En Brandi no sólo se come pizza. Y en las mejores pizzerías napolitanas únicamente solían servir la margherita y la marinara, en realidad las dos únicas especialidades locales desde los orígenes. La margherita ya sabemos lo que lleva -tomate, mozzarella y albahaca- y la marinara, a pesar de lo que su nombre podría dar a entender, tomate, orégano y ajo. En ocasiones se añaden unas anchoas. No hace falta más. La vera pizza napolitana basa su perfección, como muchas otras cosas, en la sencillez. Debe nacer desnuda como Venus sobre el mostrador de mármol y entre nubes de harina. Todo lo que sea sobrecargar una pizza, napolitana o no, de ingredientes es destruir el ingenio del pan. En Nápoles la densidad de la torta no debe sobrepasar los 4 milímetros, debe ser irregular, de gruesos bordes todavía más tostados, y mantener en el centro la característica acuosidad que la define. En Nápoles y en cualquier otro lugar del planeta tierra debe hornearse en leña a más de 400 grados de temperatura. Por ese motivo resulta una necedad insistir en comprarla congelada y hornearla en casa. Por mí no comería pizza en ningún otro lugar que no fuera Nápoles y Roma, siendo consciente de que existen buenos pizzeros en otras ciudades y pueblos repartidos por el mundo. En la capital partenopea, son de visita obligada Da Michele o Gino Sorbillo, aunque la pizza la suelen hornear bien en cualquier sitio. También están Napoli in Bocca, Starita, Da Gennaro o Lombardi. En Roma, La Montecarlo y Da Baffeto. En todas estas pizzerías, la masa se extiende con la mano, nunca con un rodillo, se lanza al aire, se gira, se vuelve a lanzar, sin olvidarse, como parte del ritual, del pellizco de harina en la bandeja donde se hornea.

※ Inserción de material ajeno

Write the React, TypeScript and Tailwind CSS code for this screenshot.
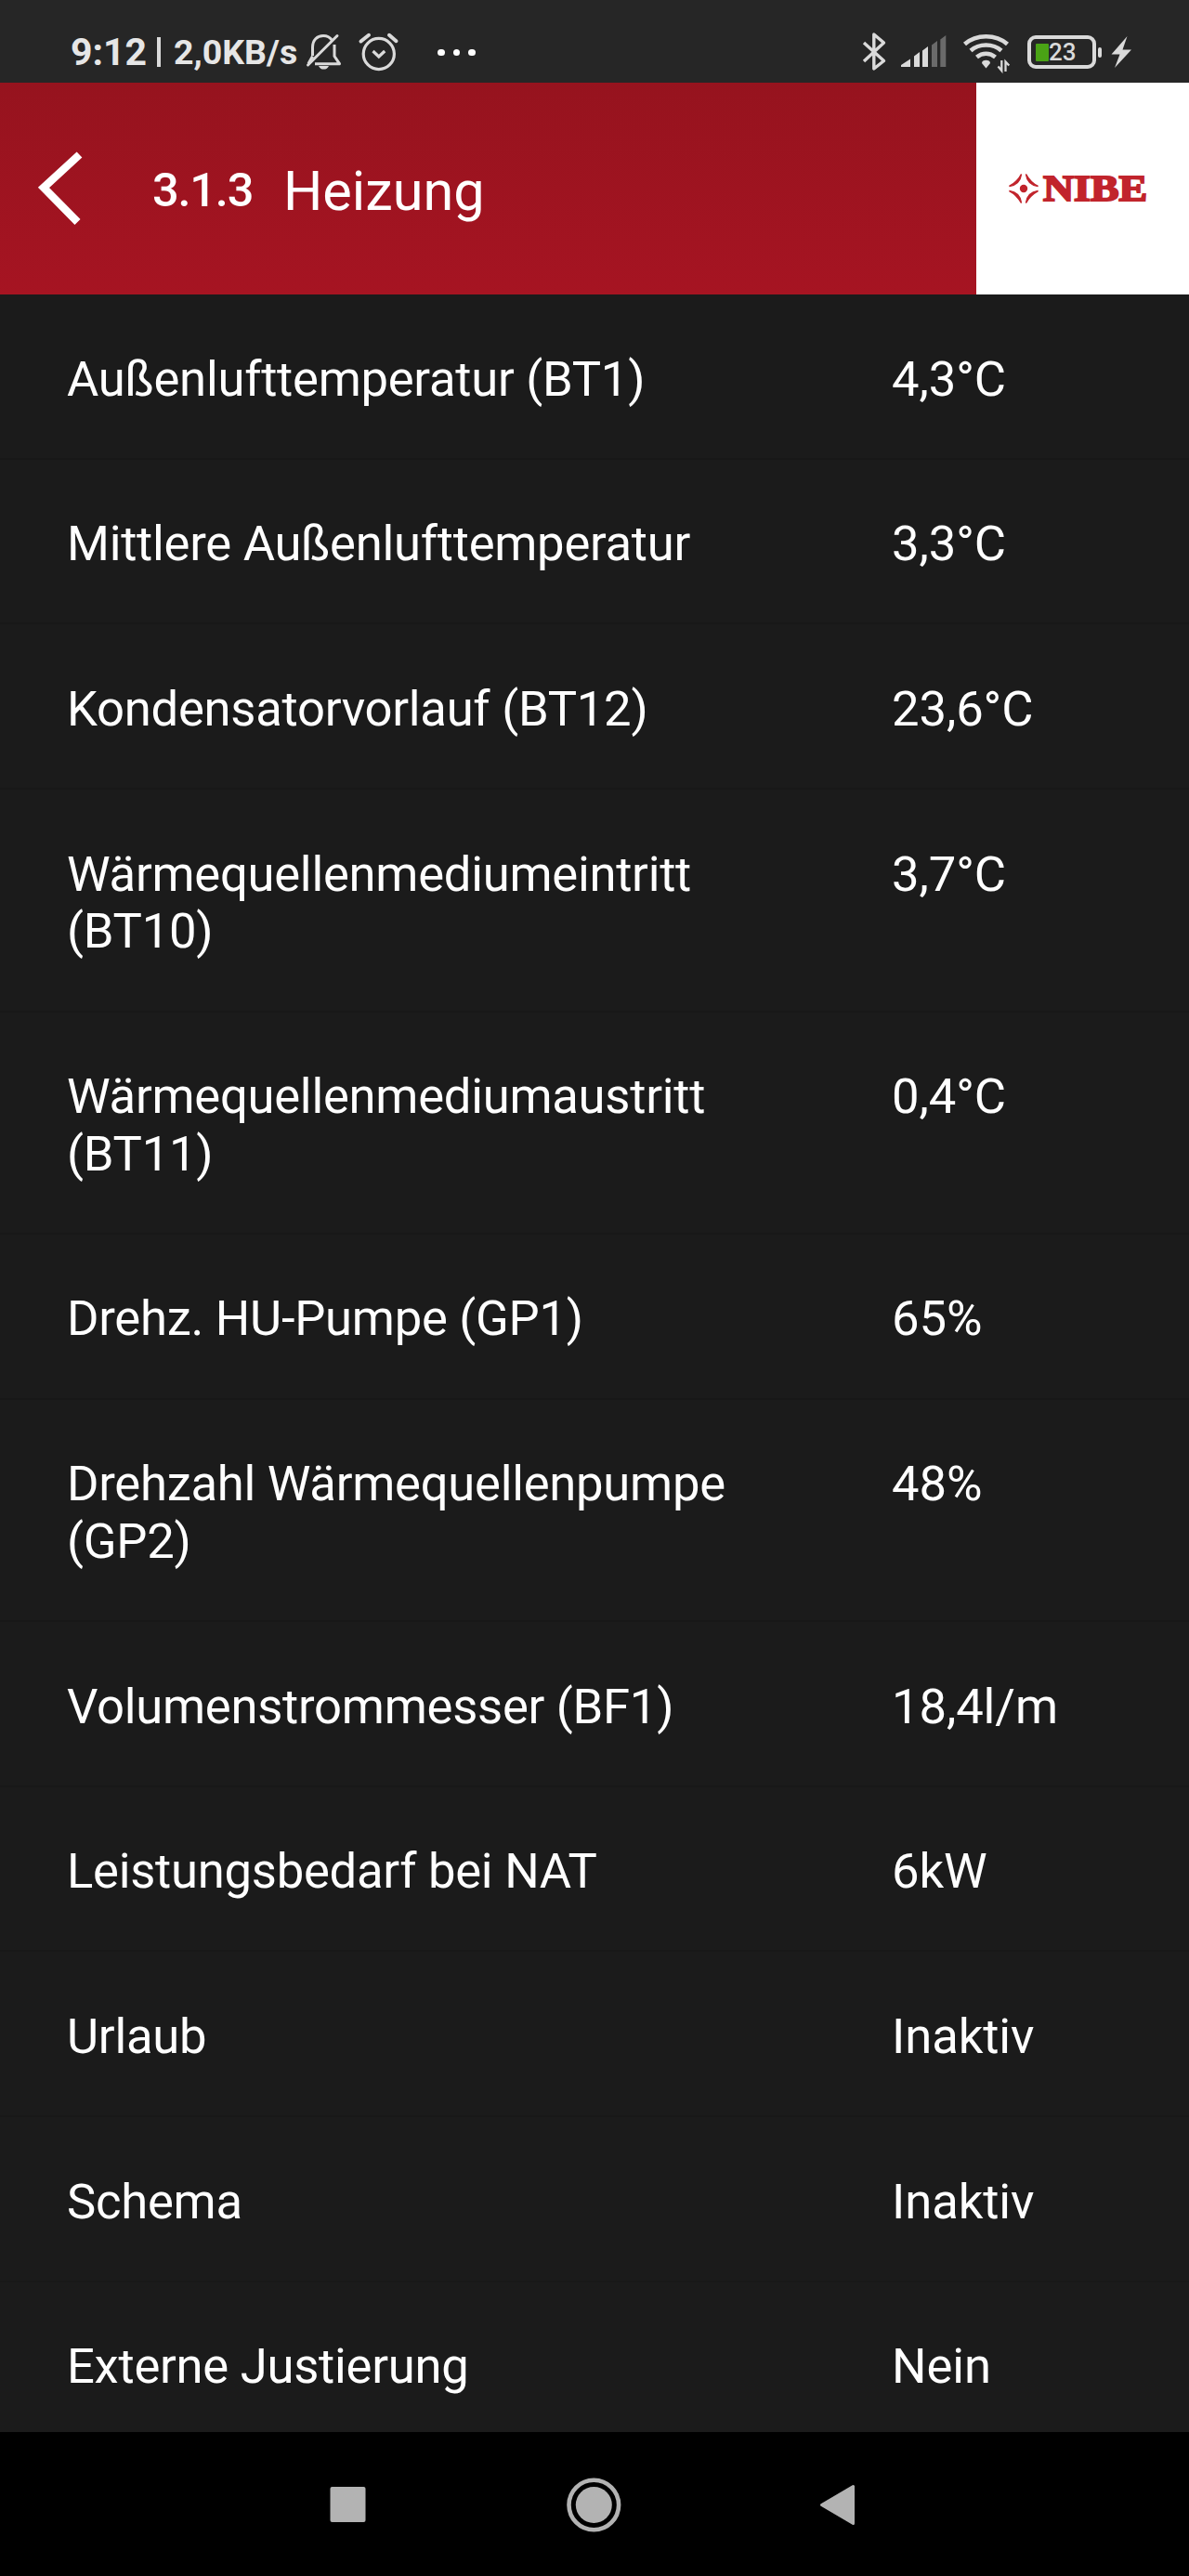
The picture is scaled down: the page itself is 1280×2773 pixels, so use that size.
const readings = [
  { label: "Außenlufttemperatur (BT1)", value: "4,3°C" },
  { label: "Mittlere Außenlufttemperatur", value: "3,3°C" },
  { label: "Kondensatorvorlauf (BT12)", value: "23,6°C" },
  { label: "Wärmequellenmediumeintritt (BT10)", value: "3,7°C" },
  { label: "Wärmequellenmediumaustritt (BT11)", value: "0,4°C" },
  { label: "Drehz. HU-Pumpe (GP1)", value: "65%" },
  { label: "Drehzahl Wärmequellenpumpe (GP2)", value: "48%" },
  { label: "Volumenstrommesser (BF1)", value: "18,4l/m" },
  { label: "Leistungsbedarf bei NAT", value: "6kW" },
  { label: "Urlaub", value: "Inaktiv" },
  { label: "Schema", value: "Inaktiv" },
  { label: "Externe Justierung", value: "Nein" },
];

function BellOffIcon() {
  return (
    <svg width="45" height="48" viewBox="0 0 45 48" fill="none" stroke="currentColor" strokeWidth="3">
      <path d="M10.5 28V19C10.5 11 15.5 6.5 22 6.5C26 6.5 29.5 8.3 31.5 11.5" />
      <path d="M34 16V28.5L39.5 36.7H13" strokeLinejoin="round" />
      <path d="M6 36.5L10.5 28.5" />
      <path d="M5.5 38L37 6.5" strokeLinecap="round" />
      <path d="M17 39H28C27 41.5 25 42.6 22.5 42.6S18 41.5 17 39Z" fill="currentColor" stroke="none" />
    </svg>
  );
}

function AlarmIcon() {
  return (
    <svg width="47" height="48" viewBox="0 0 47 48" fill="none" stroke="currentColor" strokeLinecap="round">
      <circle cx="23.8" cy="26" r="16.6" strokeWidth="3.2" />
      <path d="M17.5 23L23.8 29L30.2 23" strokeWidth="3.2" strokeLinecap="butt" />
      <path d="M4.5 12.5L13 5.8M35 5.8L42.5 12.2" strokeWidth="4" />
    </svg>
  );
}

function BluetoothIcon() {
  return (
    <svg width="30" height="48" viewBox="0 0 30 48" fill="none" stroke="currentColor" strokeWidth="3.4">
      <path d="M4 14L25.5 33.5L14.8 42V5L25.5 14L4 34" strokeLinejoin="round" />
    </svg>
  );
}

function SignalIcon() {
  return (
    <svg width="50" height="48" viewBox="0 0 50 48" fill="currentColor">
      <path d="M0 40V38L10 31.5V40ZM14 40V28.5L20 24V40ZM23 40V22.5L29 18V40Z" />
      <path d="M33 40V16.5L39 12V40ZM42.3 40V10.5L48.3 6V40Z" opacity="0.38" />
    </svg>
  );
}

function WifiIcon() {
  return (
    <svg width="52" height="48" viewBox="0 0 52 48" fill="none" stroke="currentColor" strokeWidth="4.6">
      <path d="M2.5 15.5C15 4.5 36 4.5 48.5 15.5" />
      <path d="M9 22.5C18 14.5 33 14.5 42 22.5" />
      <path d="M15.5 29.5C21.5 24.5 29.5 24.5 35.5 29.5" />
      <path d="M21 36C21 33.5 23 32.8 25.5 32.8S30 33.5 30 36L25.5 41.5Z" fill="currentColor" stroke="none" />
      <path d="M42.3 33V44L38.5 39.5M46.5 45V34.5L50.3 38.5" strokeWidth="2.3" />
    </svg>
  );
}

function Battery() {
  return (
    <div className="ml-[18px] flex items-center">
      <div className="flex h-9 w-[74px] items-center rounded-[9px] border-4 border-current pl-[5px]">
        <div className="h-[19px] w-[14px] shrink-0 rounded-[1px] bg-[#4aa315]" />
        <span className="text-[26px] leading-none font-medium">23</span>
      </div>
      <div className="ml-[2px] h-[11px] w-[4px] rounded-full bg-current" />
      <svg className="ml-[10px]" width="23" height="36" viewBox="0 0 23 36" fill="currentColor">
        <path d="M17.5 1L0.5 20.5L9.5 20.5L4 35L22 15.5L12.5 15.5Z" />
      </svg>
    </div>
  );
}

function StatusBar() {
  return (
    <div className="flex h-[88.5px] items-center bg-[#262626] pt-[32px] pb-[8px] text-[#dadada]">
      <span className="ml-[76px] w-[93px] text-[41px] font-bold leading-[48px] text-[#e6e6e6]">9:12</span>
      <span className="h-8 w-1 bg-current" />
      <span className="ml-[14px] w-[139px] text-[37.5px] font-bold leading-[48px] whitespace-nowrap text-[#e6e6e6]">
        2,0KB/s
      </span>
      <BellOffIcon />
      <div className="ml-[13px]">
        <AlarmIcon />
      </div>
      <div className="ml-[40px] flex gap-[9px]">
        <span className="size-[7.5px] rounded-full bg-white" />
        <span className="size-[7.5px] rounded-full bg-white" />
        <span className="size-[7.5px] rounded-full bg-white" />
      </div>
      <div className="mr-[61px] ml-auto flex items-center">
        <BluetoothIcon />
        <div className="ml-[14px]">
          <SignalIcon />
        </div>
        <div className="ml-[16px]">
          <WifiIcon />
        </div>
        <Battery />
      </div>
    </div>
  );
}

function NibeLogo() {
  return (
    <svg width="160" height="60" viewBox="0 -12 160 60" fill="#c1242c">
      <circle cx="17" cy="18" r="4.2" />
      {[0, 90, 180, 270].map((angle) => (
        <path
          key={angle}
          d="M14.5 2.5C13.5 10 9 14.5 1.5 15.5C7 12.5 11.5 8.5 14.5 2.5Z"
          stroke="#c1242c"
          strokeWidth="1.5"
          transform={`rotate(${angle} 17 18)`}
        />
      ))}
      <text
        x="38"
        y="30.5"
        fontFamily="Liberation Serif, serif"
        fontWeight="700"
        fontSize="39.5"
        stroke="#c1242c"
        strokeWidth="2"
        textLength="112"
        lengthAdjust="spacingAndGlyphs"
      >
        NIBE
      </text>
    </svg>
  );
}

function Header() {
  return (
    <header className="flex h-[228.5px] bg-linear-to-b from-[#96131e] to-[#a61422]">
      <div className="flex flex-1 items-center text-white">
        <svg className="ml-[39px] shrink-0" width="52" height="84" viewBox="0 0 52 84" fill="none">
          <path d="M46.5 5.5L8 41L44.5 78" stroke="currentColor" strokeWidth="8.5" />
        </svg>
        <span className="mt-[5px] ml-[73px] w-[141px] text-[50.5px] font-medium leading-none tracking-[-1.2px]">
          3.1.3
        </span>
        <h1 className="mt-[7px] text-[59.4px] leading-none">Heizung</h1>
      </div>
      <div className="flex w-[229px] items-center bg-white pl-[34px]">
        <NibeLogo />
      </div>
    </header>
  );
}

function NavBar() {
  return (
    <nav className="h-[155px] bg-black text-[#b3b3b3]">
      <svg width="1280" height="155" viewBox="0 0 1280 155" fill="currentColor">
        <rect x="355.5" y="59" width="38" height="38" rx="2" />
        <circle cx="639.3" cy="78.5" r="19.5" />
        <circle cx="639.3" cy="78.5" r="26.8" fill="none" stroke="currentColor" strokeWidth="4.6" />
        <path d="M884.5 78.5L918.5 58.5V98.5Z" stroke="currentColor" strokeWidth="3" strokeLinejoin="round" />
      </svg>
    </nav>
  );
}

export default function App() {
  return (
    <div className="flex h-[2773px] w-[1280px] flex-col overflow-hidden bg-[#1b1b1b] font-[Roboto,sans-serif]">
      <StatusBar />
      <Header />
      <main className="min-h-0 flex-1 overflow-hidden">
        {readings.map((reading) => (
          <div
            key={reading.label}
            className="flex border-b-2 border-[#181818] pt-[60.6px] pb-[53.55px] pl-[72px] text-[52.6px] leading-[61.6px] text-white"
          >
            <span className="w-[740px] tracking-[-0.27px]">{reading.label}</span>
            <span className="ml-[148px] tracking-[-0.1px]">{reading.value}</span>
          </div>
        ))}
      </main>
      <NavBar />
    </div>
  );
}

Pero en ninguna de ellas se añaden a la pizza ingredientes innecesarios y delictivos para estropear su esencia, como son huevos cocidos, bacalao, surimi, espárragos, piña, sucedáneo de caviar, foie gras, trufa rallada, naranja, lechuga, cebolla, calamares, lonchas de pato, pollo, plátanos, almejas, salchichas de Frankfürt, maíz, palmitos, mayonesa o hasta patatas fritas. Todo ello, aunque a cualquier persona de buen gusto le podría parecer una barbaridad, figura en las pizzas en diversos establecimientos que son incapaces de resignarse y asimilar el concepto simple y maravillosamente acertado de la marinara y la margherita. Y que adquiere una extensión razonable con otras también clásicas: las cuatro estaciones, la caprichosa, la romana o la siciliana. Ninguna, salvo esta última, cuenta con más de cuatro ingredientes. Son los justos para preservar la vida de la masa de pan que sustenta una comida festiva que tiene como principal virtud su sencillez.